# Waxstock arrive&shine



## Marc172cup (Jul 5, 2015)

Hi guys I'm new to wax stock having never been before but always having planned to get there one day.

I'm looking to going but would really like to enter the arrive and shine comp.

Do I have to mention this when ordering the ticket or is it that you should just enter it on the day?

Thanks


----------



## Marc172cup (Jul 5, 2015)

Looking to bring my work in progress clio cup along, never thought I would have a car good enough to bring there but a few people have said its plenty good enough so here I come...


----------



## MEH4N (Mar 15, 2012)

You just turn up on the day and say arrive and shine and the steward will tell you were to go. Don't take it too seriously as its a good day to to talk detailing and have a laugh with your mates.


----------



## Marc172cup (Jul 5, 2015)

Ok thankyou, sounds great look forward to it


----------



## Hereisphilly (Nov 17, 2014)

Im planning on having a bash too with my ST, anyone know whats the best time to arrive? 
I want to be able to give it a quick clean if the roads are filthy on the way in


----------



## magpieV6 (Jul 29, 2008)

May aswell have a punt. Which car to bring? Can't decide


----------



## Alfieharley1 (Jun 8, 2014)

magpieV6 said:


> May aswell have a punt. Which car to bring?

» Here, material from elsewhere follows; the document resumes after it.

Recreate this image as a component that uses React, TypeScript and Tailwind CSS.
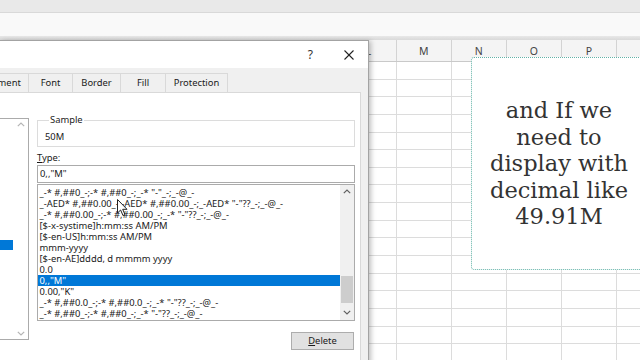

Can't decide


Im afraid to say dawn it is very silly got to be either of the V6s


----------



## great gonzo (Nov 4, 2010)

I might take the GT2 or maybe the Aventador??
I just can't decide. 

Gonz.


----------



## Scrim-1- (Oct 8, 2008)

great gonzo said:


> I might take the GT2 or maybe the Aventador??
> I just can't decide.
> 
> Gonz.


Hard decision isn't it

I can't decide wether to take the p1 or laferrari


----------



## great gonzo (Nov 4, 2010)

Let's take both and do some donuts in the car park.
Gonz.


----------



## Scrim-1- (Oct 8, 2008)

great gonzo said:


> Let's take both and do some donuts in the car park.
> Gonz.


Deal, see you there :thumb:


----------